### WORK REQUIRED
Write out the listing below in full and exactly, leaving out every picture.
— START SOURCE DATA —
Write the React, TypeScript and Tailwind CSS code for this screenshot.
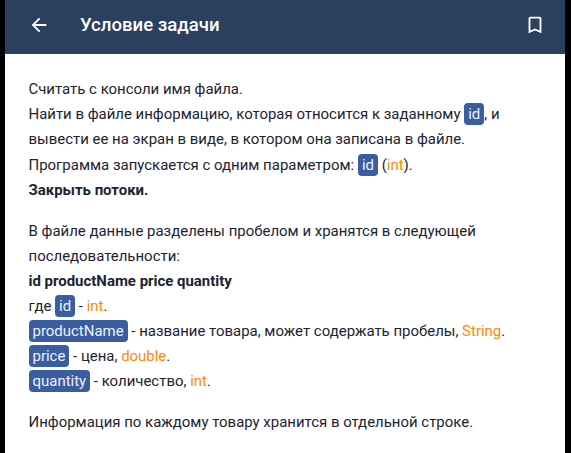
const Tag = ({ children }: { children: string }) => (
  <span className="rounded-[4px] bg-[#3a5da0] px-1 py-[2px] text-[#eef1f8]">{children}</span>
);

const Type = ({ children }: { children: string }) => (
  <span className="text-[#f98c0a]">{children}</span>
);

const BackIcon = () => (
  <svg width="22" height="22" viewBox="0 0 24 24" fill="currentColor">
    <path d="M20 11H7.83l5.59-5.59L12 4l-8 8 8 8 1.41-1.41L7.83 13H20v-2z" />
  </svg>
);

const BookmarkIcon = () => (
  <svg width="22" height="22" viewBox="0 0 24 24" fill="currentColor">
    <path d="M17 3H7c-1.1 0-2 .9-2 2v16l7-3 7 3V5c0-1.1-.9-2-2-2zm0 15l-5-2.18L7 18V5h10v13z" />
  </svg>
);

const App = () => {
  return (
    <div className="h-[453px] w-[571px] overflow-hidden bg-black pl-[5px] pr-[6px] font-['Roboto',sans-serif]">
      <div className="h-full bg-white">
        <header className="flex h-[54px] items-center bg-[#2b3f5f] pb-[5px] pl-[22.5px] pr-[19px] text-white">
          <BackIcon />
          <h1 className="ml-[30.5px] mt-[2px] flex-1 text-[18.6px] font-medium">Условие задачи</h1>
          <BookmarkIcon />
        </header>

        <div className="pl-[23.5px] pr-6 pt-[23px] text-[14.96px] text-[#1d2330]">
          <div className="leading-[25.2px]">
            <p>Считать с консоли имя файла.</p>
            <p>
              Найти в файле информацию, которая относится к заданному <Tag>id</Tag>, и
            </p>
            <p>вывести ее на экран в виде, в котором она записана в файле.</p>
            <p>
              Программа запускается с одним параметром: <Tag>id</Tag> (<Type>int</Type>).
            </p>
            <p className="font-bold">Закрыть потоки.</p>
          </div>

          <div className="mt-[16px] leading-[25px]">
            <p>В файле данные разделены пробелом и хранятся в следующей</p>
            <p>последовательности:</p>
            <p className="font-bold">id productName price quantity</p>
            <p>
              где <Tag>id</Tag> - <Type>int</Type>.
            </p>
            <p>
              <Tag>productName</Tag> - название товара, может содержать пробелы, <Type>String</Type>.
            </p>
            <p>
              <Tag>price</Tag> - цена, <Type>double</Type>.
            </p>
            <p>
              <Tag>quantity</Tag> - количество, <Type>int</Type>.
            </p>
          </div>

          <p className="mt-[16px] leading-[25px]">Информация по каждому товару хранится в отдельной строке.</p>
        </div>
      </div>
    </div>
  );
};

export default App;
— END SOURCE DATA —
### SOLUTION TO THIS EXERCISE
Write the React, TypeScript and Tailwind CSS code for this screenshot.
const Tag = ({ children }: { children: string }) => (
  <span className="rounded-[4px] bg-[#3a5da0] px-1 py-[2px] text-[#eef1f8]">{children}</span>
);

const Type = ({ children }: { children: string }) => (
  <span className="text-[#f98c0a]">{children}</span>
);

const BackIcon = () => (
  <svg width="22" height="22" viewBox="0 0 24 24" fill="currentColor">
    <path d="M20 11H7.83l5.59-5.59L12 4l-8 8 8 8 1.41-1.41L7.83 13H20v-2z" />
  </svg>
);

const BookmarkIcon = () => (
  <svg width="22" height="22" viewBox="0 0 24 24" fill="currentColor">
    <path d="M17 3H7c-1.1 0-2 .9-2 2v16l7-3 7 3V5c0-1.1-.9-2-2-2zm0 15l-5-2.18L7 18V5h10v13z" />
  </svg>
);

const App = () => {
  return (
    <div className="h-[453px] w-[571px] overflow-hidden bg-black pl-[5px] pr-[6px] font-['Roboto',sans-serif]">
      <div className="h-full bg-white">
        <header className="flex h-[54px] items-center bg-[#2b3f5f] pb-[5px] pl-[22.5px] pr-[19px] text-white">
          <BackIcon />
          <h1 className="ml-[30.5px] mt-[2px] flex-1 text-[18.6px] font-medium">Условие задачи</h1>
          <BookmarkIcon />
        </header>

        <div className="pl-[23.5px] pr-6 pt-[23px] text-[14.96px] text-[#1d2330]">
          <div className="leading-[25.2px]">
            <p>Считать с консоли имя файла.</p>
            <p>
              Найти в файле информацию, которая относится к заданному <Tag>id</Tag>, и
            </p>
            <p>вывести ее на экран в виде, в котором она записана в файле.</p>
            <p>
              Программа запускается с одним параметром: <Tag>id</Tag> (<Type>int</Type>).
            </p>
            <p className="font-bold">Закрыть потоки.</p>
          </div>

          <div className="mt-[16px] leading-[25px]">
            <p>В файле данные разделены пробелом и хранятся в следующей</p>
            <p>последовательности:</p>
            <p className="font-bold">id productName price quantity</p>
            <p>
              где <Tag>id</Tag> - <Type>int</Type>.
            </p>
            <p>
              <Tag>productName</Tag> - название товара, может содержать пробелы, <Type>String</Type>.
            </p>
            <p>
              <Tag>price</Tag> - цена, <Type>double</Type>.
            </p>
            <p>
              <Tag>quantity</Tag> - количество, <Type>int</Type>.
            </p>
          </div>

          <p className="mt-[16px] leading-[25px]">Информация по каждому товару хранится в отдельной строке.</p>
        </div>
      </div>
    </div>
  );
};

export default App;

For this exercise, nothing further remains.